START

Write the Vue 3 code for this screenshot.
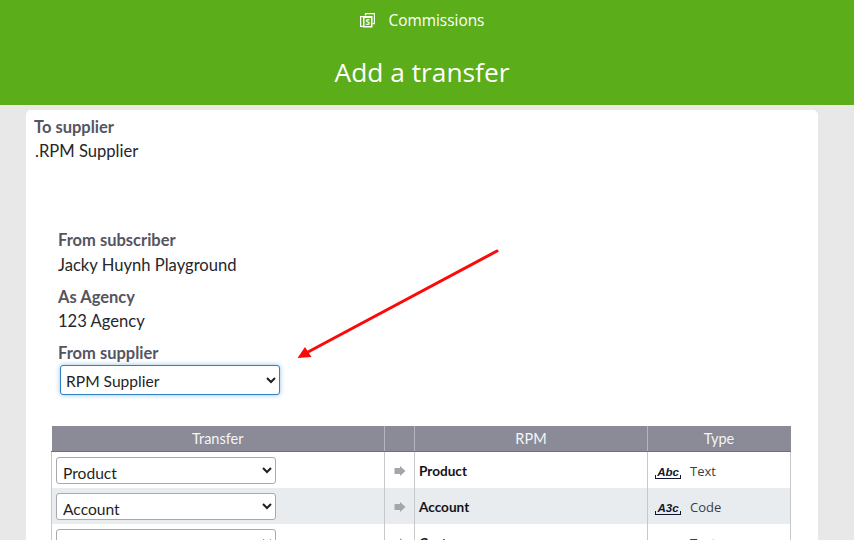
<template>
  <div class="page">
    <header class="top">
      <div class="nav">
        <svg class="nav-icon" width="15" height="15" viewBox="0 0 15 15" fill="none" stroke="#fff" stroke-width="1.2">
          <path d="M5.5 2.5V0.6h8.9v10h-2" />
          <path d="M3 13.4H0.6V3.6H3" />
          <rect x="3" y="3" width="9.5" height="11.5" fill="#fff" stroke="none" />
          <rect x="4.5" y="5" width="6.5" height="8" fill="#5bad1a" stroke="none" />
          <text x="7.7" y="12" class="nav-s">S</text>
        </svg>
        <span>Commissions</span>
      </div>
      <h1>Add a transfer</h1>
    </header>

    <main class="card">
      <section class="to">
        <div class="label">To supplier</div>
        <div class="value">.RPM Supplier</div>
      </section>

      <section class="from">
        <div class="label">From subscriber</div>
        <div class="value">Jacky Huynh Playground</div>
        <div class="label gap">As Agency</div>
        <div class="value">123 Agency</div>
        <div class="label gap">From supplier</div>
        <select class="supplier">
          <option>RPM Supplier</option>
        </select>
      </section>

      <table class="grid">
        <colgroup>
          <col class="c1" />
          <col class="c2" />
          <col class="c3" />
          <col class="c4" />
        </colgroup>
        <thead>
          <tr>
            <th>Transfer</th>
            <th></th>
            <th>RPM</th>
            <th>Type</th>
          </tr>
        </thead>
        <tbody>
          <tr v-for="row in rows" :key="row.name">
            <td class="pick">
              <select>
                <option>{{ row.pick }}</option>
              </select>
            </td>
            <td class="arrow">
              <svg width="12" height="10" viewBox="0 0 12 10">
                <path d="M0.5 2h5.5V0L11.5 5 6 10V8H0.5z" fill="#a5a5ab" />
              </svg>
            </td>
            <td class="name">{{ row.name }}</td>
            <td class="type">
              <span class="type-icon">{{ row.icon }}</span>
              <span>{{ row.type }}</span>
            </td>
          </tr>
        </tbody>
      </table>
    </main>

    <!-- annotation drawn over the screenshot -->
    <svg class="annotation" width="220" height="120" viewBox="0 0 220 120">
      <path d="M201 7 L12 108" stroke="#fb0a0a" stroke-width="3" stroke-linecap="round" />
      <path d="M1.5 114 L9 103 L15.5 113z" fill="#fb0a0a" />
    </svg>
  </div>
</template>

<script setup>
const rows = [
  { pick: 'Product', name: 'Product', icon: 'Abc', type: 'Text' },
  { pick: 'Account', name: 'Account', icon: 'A3c', type: 'Code' },
  { pick: '', name: 'Custom', icon: 'Abc', type: 'Text' }
]
</script>

<style>
html,
body {
  margin: 0;
  height: 540px;
  overflow: hidden;
  background: #e8e8e8;
}
</style>

<style scoped>
.page {
  position: relative;
  height: 540px;
  overflow: hidden;
  background: #e8e8e8;
  font-family: Lato, "Open Sans", sans-serif;
}

.top {
  height: 105px;
  padding-right: 10px;
  background: #5bad1a;
  color: #fff;
  font-family: "Open Sans", sans-serif;
  text-align: center;
}

.nav {
  display: flex;
  justify-content: center;
  align-items: center;
  gap: 14px;
  height: 40px;
  font-size: 15.4px;
}

.nav-s {
  font-size: 8px;
  font-weight: 700;
  fill: #fff;
  stroke: none;
  text-anchor: middle;
}

h1 {
  margin: 0;
  padding-top: 15px;
  font-size: 26.3px;
  font-weight: 400;
  line-height: 34px;
}

.card {
  box-sizing: border-box;
  height: 500px;
  margin: 5px 36px 0 26px;
  padding: 8px 27px 0 8px;
  background: #fff;
  border-radius: 5px;
}

.label {
  font-size: 16.5px;
  font-weight: 700;
  line-height: 18px;
  color: #55555f;
}

.value {
  margin-top: 6.5px;
  font-size: 16.6px;
  line-height: 18px;
  color: #26262b;
}

.to .value {
  margin-top: 6px;
  margin-left: 1px;
}

.from {
  padding: 71px 0 0 24px;
}

.gap {
  margin-top: 14px;
}

select {
  box-sizing: border-box;
  width: 220px;
  height: 27px;
  padding: 4px 2px 0;
  background: #fff;
  border: 1px solid #a9a9ae;
  border-radius: 3px;
  color: #1f1f24;
  font-family: Lato, "Open Sans", sans-serif;
  font-size: 15.6px;
}

.supplier {
  display: block;
  height: 30px;
  margin: 3px 0 0 2px;
  padding: 1px 2px 0 1px;
  border-color: #2f7fc1;
  box-shadow: 0 0 5px rgba(60, 140, 210, 0.55);
}

.grid {
  width: 739px;
  margin: 31px 0 0 17px;
  border-collapse: collapse;
  table-layout: fixed;
}

.c1 {
  width: 333px;
}

.c2 {
  width: 30px;
}

.c3 {
  width: 233px;
}

.c4 {
  width: 143px;
}

th {
  height: 25px;
  padding: 0;
  background: #8a8b96;
  border-right: 1px solid #b4b5bc;
  border-bottom: 1px solid #6f7079;
  color: #f4f4f6;
  font-size: 14.5px;
  font-weight: 400;
}

th:last-child {
  border-right: 1px solid #8a8b96;
}

td {
  box-sizing: border-box;
  height: 36px;
  padding: 0;
  border-left: 1px solid #c8c8cc;
  border-right: 1px solid #c8c8cc;
}

tbody tr:nth-child(even) {
  background: #e9ecee;
}

.pick {
  padding: 2px 0 0 4px;
  vertical-align: middle;
}

.arrow {
  padding: 2px 0 0 1px;
  text-align: center;
  line-height: 0;
}

.name {
  padding: 2px 0 0 4px;
  color: #14141a;
  font-size: 13.6px;
  font-weight: 700;
}

.type {
  padding: 2px 0 0 7px;
  color: #3c3c42;
  font-family: "Open Sans", sans-serif;
  font-size: 13px;
}

.type-icon {
  position: relative;
  display: inline-block;
  width: 26px;
  margin-right: 9px;
  border-bottom: 1px solid #10162f;
  color: #10162f;
  font-family: "Liberation Sans", sans-serif;
  font-size: 11.5px;
  font-style: italic;
  font-weight: 700;
  line-height: 11px;
  text-align: center;
}

.type-icon::before,
.type-icon::after {
  content: "";
  position: absolute;
  bottom: 0;
  height: 3px;
  border-left: 1px solid #10162f;
}

.type-icon::before {
  left: 0;
}

.type-icon::after {
  right: 0;
}

.annotation {
  position: absolute;
  left: 296px;
  top: 244px;
}
</style>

END

What you should do.
Quote in full the listing given above; the images are to be left out.

Task output.
Write the Vue 3 code for this screenshot.
<template>
  <div class="page">
    <header class="top">
      <div class="nav">
        <svg class="nav-icon" width="15" height="15" viewBox="0 0 15 15" fill="none" stroke="#fff" stroke-width="1.2">
          <path d="M5.5 2.5V0.6h8.9v10h-2" />
          <path d="M3 13.4H0.6V3.6H3" />
          <rect x="3" y="3" width="9.5" height="11.5" fill="#fff" stroke="none" />
          <rect x="4.5" y="5" width="6.5" height="8" fill="#5bad1a" stroke="none" />
          <text x="7.7" y="12" class="nav-s">S</text>
        </svg>
        <span>Commissions</span>
      </div>
      <h1>Add a transfer</h1>
    </header>

    <main class="card">
      <section class="to">
        <div class="label">To supplier</div>
        <div class="value">.RPM Supplier</div>
      </section>

      <section class="from">
        <div class="label">From subscriber</div>
        <div class="value">Jacky Huynh Playground</div>
        <div class="label gap">As Agency</div>
        <div class="value">123 Agency</div>
        <div class="label gap">From supplier</div>
        <select class="supplier">
          <option>RPM Supplier</option>
        </select>
      </section>

      <table class="grid">
        <colgroup>
          <col class="c1" />
          <col class="c2" />
          <col class="c3" />
          <col class="c4" />
        </colgroup>
        <thead>
          <tr>
            <th>Transfer</th>
            <th></th>
            <th>RPM</th>
            <th>Type</th>
          </tr>
        </thead>
        <tbody>
          <tr v-for="row in rows" :key="row.name">
            <td class="pick">
              <select>
                <option>{{ row.pick }}</option>
              </select>
            </td>
            <td class="arrow">
              <svg width="12" height="10" viewBox="0 0 12 10">
                <path d="M0.5 2h5.5V0L11.5 5 6 10V8H0.5z" fill="#a5a5ab" />
              </svg>
            </td>
            <td class="name">{{ row.name }}</td>
            <td class="type">
              <span class="type-icon">{{ row.icon }}</span>
              <span>{{ row.type }}</span>
            </td>
          </tr>
        </tbody>
      </table>
    </main>

    <!-- annotation drawn over the screenshot -->
    <svg class="annotation" width="220" height="120" viewBox="0 0 220 120">
      <path d="M201 7 L12 108" stroke="#fb0a0a" stroke-width="3" stroke-linecap="round" />
      <path d="M1.5 114 L9 103 L15.5 113z" fill="#fb0a0a" />
    </svg>
  </div>
</template>

<script setup>
const rows = [
  { pick: 'Product', name: 'Product', icon: 'Abc', type: 'Text' },
  { pick: 'Account', name: 'Account', icon: 'A3c', type: 'Code' },
  { pick: '', name: 'Custom', icon: 'Abc', type: 'Text' }
]
</script>

<style>
html,
body {
  margin: 0;
  height: 540px;
  overflow: hidden;
  background: #e8e8e8;
}
</style>

<style scoped>
.page {
  position: relative;
  height: 540px;
  overflow: hidden;
  background: #e8e8e8;
  font-family: Lato, "Open Sans", sans-serif;
}

.top {
  height: 105px;
  padding-right: 10px;
  background: #5bad1a;
  color: #fff;
  font-family: "Open Sans", sans-serif;
  text-align: center;
}

.nav {
  display: flex;
  justify-content: center;
  align-items: center;
  gap: 14px;
  height: 40px;
  font-size: 15.4px;
}

.nav-s {
  font-size: 8px;
  font-weight: 700;
  fill: #fff;
  stroke: none;
  text-anchor: middle;
}

h1 {
  margin: 0;
  padding-top: 15px;
  font-size: 26.3px;
  font-weight: 400;
  line-height: 34px;
}

.card {
  box-sizing: border-box;
  height: 500px;
  margin: 5px 36px 0 26px;
  padding: 8px 27px 0 8px;
  background: #fff;
  border-radius: 5px;
}

.label {
  font-size: 16.5px;
  font-weight: 700;
  line-height: 18px;
  color: #55555f;
}

.value {
  margin-top: 6.5px;
  font-size: 16.6px;
  line-height: 18px;
  color: #26262b;
}

.to .value {
  margin-top: 6px;
  margin-left: 1px;
}

.from {
  padding: 71px 0 0 24px;
}

.gap {
  margin-top: 14px;
}

select {
  box-sizing: border-box;
  width: 220px;
  height: 27px;
  padding: 4px 2px 0;
  background: #fff;
  border: 1px solid #a9a9ae;
  border-radius: 3px;
  color: #1f1f24;
  font-family: Lato, "Open Sans", sans-serif;
  font-size: 15.6px;
}

.supplier {
  display: block;
  height: 30px;
  margin: 3px 0 0 2px;
  padding: 1px 2px 0 1px;
  border-color: #2f7fc1;
  box-shadow: 0 0 5px rgba(60, 140, 210, 0.55);
}

.grid {
  width: 739px;
  margin: 31px 0 0 17px;
  border-collapse: collapse;
  table-layout: fixed;
}

.c1 {
  width: 333px;
}

.c2 {
  width: 30px;
}

.c3 {
  width: 233px;
}

.c4 {
  width: 143px;
}

th {
  height: 25px;
  padding: 0;
  background: #8a8b96;
  border-right: 1px solid #b4b5bc;
  border-bottom: 1px solid #6f7079;
  color: #f4f4f6;
  font-size: 14.5px;
  font-weight: 400;
}

th:last-child {
  border-right: 1px solid #8a8b96;
}

td {
  box-sizing: border-box;
  height: 36px;
  padding: 0;
  border-left: 1px solid #c8c8cc;
  border-right: 1px solid #c8c8cc;
}

tbody tr:nth-child(even) {
  background: #e9ecee;
}

.pick {
  padding: 2px 0 0 4px;
  vertical-align: middle;
}

.arrow {
  padding: 2px 0 0 1px;
  text-align: center;
  line-height: 0;
}

.name {
  padding: 2px 0 0 4px;
  color: #14141a;
  font-size: 13.6px;
  font-weight: 700;
}

.type {
  padding: 2px 0 0 7px;
  color: #3c3c42;
  font-family: "Open Sans", sans-serif;
  font-size: 13px;
}

.type-icon {
  position: relative;
  display: inline-block;
  width: 26px;
  margin-right: 9px;
  border-bottom: 1px solid #10162f;
  color: #10162f;
  font-family: "Liberation Sans", sans-serif;
  font-size: 11.5px;
  font-style: italic;
  font-weight: 700;
  line-height: 11px;
  text-align: center;
}

.type-icon::before,
.type-icon::after {
  content: "";
  position: absolute;
  bottom: 0;
  height: 3px;
  border-left: 1px solid #10162f;
}

.type-icon::before {
  left: 0;
}

.type-icon::after {
  right: 0;
}

.annotation {
  position: absolute;
  left: 296px;
  top: 244px;
}
</style>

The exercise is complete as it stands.